Three Sprinters

Let $A$ , $B$ , and $C$ be the speed of the Allan, Bill and Carl respectively.

i. $C$ would overtake $B$ and at the same time $B$ would overtake $A$ as they passed a certain point $R$ .

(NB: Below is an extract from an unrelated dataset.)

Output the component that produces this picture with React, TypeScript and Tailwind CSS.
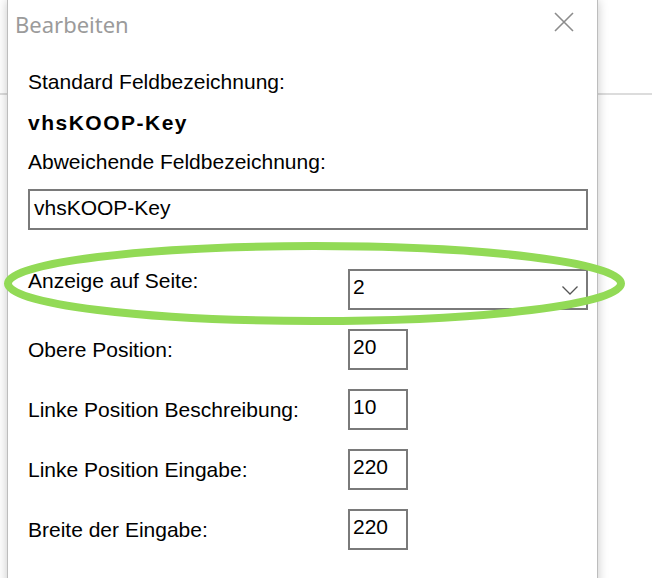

$A$ started $10$ seconds ahead of $C$ while $B$ started $5$ seconds ahead of $C$ . $PR = \frac{10AC}{C-A} = \frac{5BC}{C-B}$ $2AC = BC+AB (1)$

ii. $C$ met $B$ $9$ m short of $Q$ .

Time of $C$ $=$ Time of $B$ $-$ $5$ seconds $\frac{55 + 9}{C} = \frac{55 - 9}{B} - 5$ $B = \frac{46C}{64 + 5C} (2)$

iii. $C$ met $A$ $15$ m short of $Q$ .

Time of $C$ $=$ Time of $A$ $-$ $10$ seconds $\frac{55 + 15}{C} = \frac{55 - 15}{A} - 10$ $A = \frac{4C}{7 + C} (3)$

Substitute $(2)$ and $(3)$ to $(1)$ and you'll get $C = 1$ $m/s$ . It follows that $B = \dfrac{2}{3}$ $m/s$ and $A = \dfrac{1}{2}$ $m/s$ . $A + B + C = \frac{13}{6}$

Hence, $m + n = \boxed{19}$ .